Yes — when properly designed, maintained, and monitored in conventional overbalanced drilling.
It becomes less robust when:
Pressure margins are very small
The well is dynamically operated
Active systems are required to maintain pressure
Formation conditions are unstable
Why do standards prefer mechanical barriers in CT?
Because mechanical barriers can be pressure tested, verified, and monitored independently of dynamic well conditions, and most coil tubing operations are carried out in a live well situation (not a dead well)
Is dynamic pressure control inherently less safe?

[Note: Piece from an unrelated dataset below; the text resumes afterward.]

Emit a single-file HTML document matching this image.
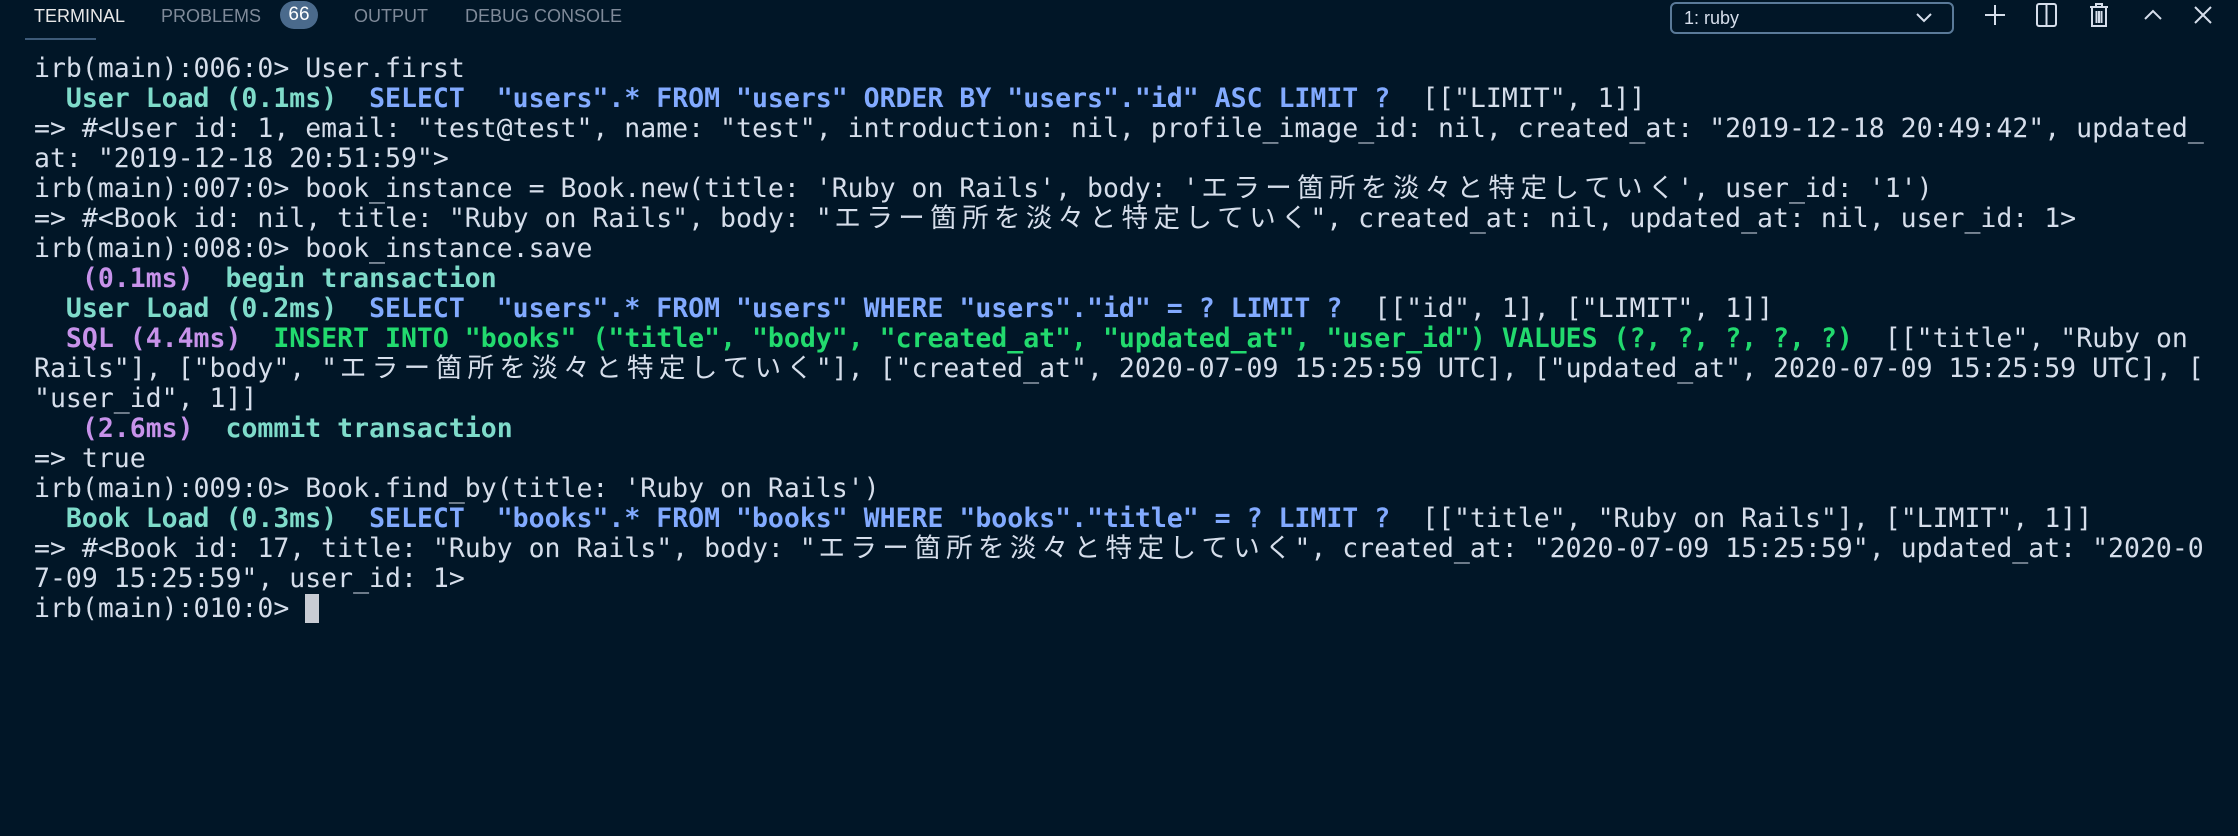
<!DOCTYPE html>
<html><head><meta charset="utf-8"><style>
body{margin:0;width:2238px;height:836px;background:#011627;overflow:hidden;position:relative;font-family:"Liberation Sans",sans-serif}
.tab{position:absolute;top:4px;font-size:18px;color:#7f8a99;line-height:24px}
.badge{position:absolute;left:280px;top:1px;width:38px;height:28px;border-radius:14px;background:#4a6a8c;color:#fff;font-size:19px;text-align:center;line-height:28px}
pre{position:absolute;left:34px;top:54px;margin:0;font-family:"DejaVu Sans Mono","Noto Sans CJK JP",monospace;font-size:26.5px;line-height:30px;color:#d6deeb}
.t{color:#7fdbca;font-weight:bold}.b{color:#82aaff;font-weight:bold}.p{color:#c792ea;font-weight:bold}.g{color:#22da6e;font-weight:bold}
.j i{font-style:normal;display:inline-block;width:2ch;text-align:center}
.cur{display:inline-block;width:14px;height:29px;background:#c8ccd4;vertical-align:-6px}
.drop{position:absolute;left:1670px;top:2px;width:280px;height:28px;border:2px solid #5a7a99;border-radius:6px;color:#d6deeb;font-size:18px;line-height:28px}
svg{position:absolute}
</style></head><body>
<div class="tab" style="left:34px;color:#e8e8e8">TERMINAL</div>
<div style="position:absolute;left:25px;top:38px;width:71px;height:2px;background:#3d5a78"></div>
<div class="tab" style="left:161px">PROBLEMS</div>
<div class="badge">66</div>
<div class="tab" style="left:354px">OUTPUT</div>
<div class="tab" style="left:465px">DEBUG CONSOLE</div>
<div class="drop"><span style="margin-left:12px">1: ruby</span>
<svg style="left:243px;top:8px" width="18" height="12" viewBox="0 0 18 12"><path d="M2 2l7 7 7-7" stroke="#d6deeb" stroke-width="2" fill="none"/></svg></div>
<svg style="left:1984px;top:4px" width="22" height="22"><path d="M11 1v20M1 11h20" stroke="#d6deeb" stroke-width="2"/></svg>
<svg style="left:2036px;top:3px" width="22" height="24"><rect x="1" y="1" width="19" height="22" rx="2" stroke="#d6deeb" stroke-width="2" fill="none"/><path d="M10.5 1v22" stroke="#d6deeb" stroke-width="2"/></svg>
<svg style="left:2089px;top:2px" width="20" height="26"><path d="M1 5h18M7 5V2h6v3M3 6v18h14V6M7.5 9v12M10 9v12M12.5 9v12" stroke="#d6deeb" stroke-width="2" fill="none"/></svg>
<svg style="left:2143px;top:8px" width="20" height="14"><path d="M2 11l8-8 8 8" stroke="#d6deeb" stroke-width="2" fill="none"/></svg>
<svg style="left:2193px;top:5px" width="20" height="20"><path d="M2 2l16 16M18 2L2 18" stroke="#d6deeb" stroke-width="2"/></svg>
<pre>irb(main):006:0&gt; User.first
  <span class="t">User Load (0.1ms)</span>  <span class="b">SELECT  "users".* FROM "users" ORDER BY "users"."id" ASC LIMIT ?</span>  [["LIMIT", 1]]
=&gt; #&lt;User id: 1, email: "test@test", name: "test", introduction: nil, profile_image_id: nil, created_at: "2019-12-18 20:49:42", updated_
at: "2019-12-18 20:51:59"&gt;
irb(main):007:0&gt; book_instance = Book.new(title: 'Ruby on Rails', body: '<span class="j"><i>エ</i><i>ラ</i><i>ー</i><i>箇</i><i>所</i><i>を</i><i>淡</i><i>々</i><i>と</i><i>特</i><i>定</i><i>し</i><i>て</i><i>い</i><i>く</i></span>', user_id: '1')
=&gt; #&lt;Book id: nil, title: "Ruby on Rails", body: "<span class="j"><i>エ</i><i>ラ</i><i>ー</i><i>箇</i><i>所</i><i>を</i><i>淡</i><i>々</i><i>と</i><i>特</i><i>定</i><i>し</i><i>て</i><i>い</i><i>く</i></span>", created_at: nil, updated_at: nil, user_id: 1&gt;
irb(main):008:0&gt; book_instance.save
   <span class="p">(0.1ms)</span>  <span class="t">begin transaction</span>
  <span class="t">User Load (0.2ms)</span>  <span class="b">SELECT  "users".* FROM "users" WHERE "users"."id" = ? LIMIT ?</span>  [["id", 1], ["LIMIT", 1]]
  <span class="p">SQL (4.4ms)</span>  <span class="g">INSERT INTO "books" ("title", "body", "created_at", "updated_at", "user_id") VALUES (?, ?, ?, ?, ?)</span>  [["title", "Ruby on
Rails"], ["body", "<span class="j"><i>エ</i><i>ラ</i><i>ー</i><i>箇</i><i>所</i><i>を</i><i>淡</i><i>々</i><i>と</i><i>特</i><i>定</i><i>し</i><i>て</i><i>い</i><i>く</i></span>"], ["created_at", 2020-07-09 15:25:59 UTC], ["updated_at", 2020-07-09 15:25:59 UTC], [
"user_id", 1]]
   <span class="p">(2.6ms)</span>  <span class="t">commit transaction</span>
=&gt; true
irb(main):009:0&gt; Book.find_by(title: 'Ruby on Rails')
  <span class="t">Book Load (0.3ms)</span>  <span class="b">SELECT  "books".* FROM "books" WHERE "books"."title" = ? LIMIT ?</span>  [["title", "Ruby on Rails"], ["LIMIT", 1]]
=&gt; #&lt;Book id: 17, title: "Ruby on Rails", body: "<span class="j"><i>エ</i><i>ラ</i><i>ー</i><i>箇</i><i>所</i><i>を</i><i>淡</i><i>々</i><i>と</i><i>特</i><i>定</i><i>し</i><i>て</i><i>い</i><i>く</i></span>", created_at: "2020-07-09 15:25:59", updated_at: "2020-0
7-09 15:25:59", user_id: 1&gt;
irb(main):010:0&gt; <span class="cur"></span></pre>
</body></html>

Not necessarily. It requires higher procedural discipline, redundancy, and contingency planning.
Final Perspective
Hydrostatic head remains the foundation of well control philosophy. However, modern drilling and intervention techniques have introduced scenarios in which well control depends on active systems, mechanical containment, or controlled-influx handling.
For drilling professionals, the critical question is not simply, “What is the mud weight?” but rather:
“If surface pressure is lost or circulation stops, does the well remain controlled?”
If the answer is no, the hydrostatic head is not the sole primary barrier.
Understanding this distinction is essential for safe planning, risk assessment, and operational execution across drilling, MPD, coiled tubing, and completion activities.
References
API. 2018. API Recommended Practice 16ST: Coiled Tubing Well Control Equipment Systems, 2nd ed. Washington, DC: API Publishing Services.
API. 2021. API Standard 53: Blowout Prevention Equipment Systems for Drilling Wells, 5th ed. Washington, DC: API Publishing Services.
IOGP. 2016. Report 476: Well Integrity Guidelines. International Association of Oil & Gas Producers.
NORSOK. 2013. NORSOK D-010: Well Integrity in Drilling and Well Operations, Rev. 4. Standards Norway.
SPE. Various Authors. Technical papers on Managed Pressure Drilling and Underbalanced Drilling Practices. Society of Petroleum Engineers.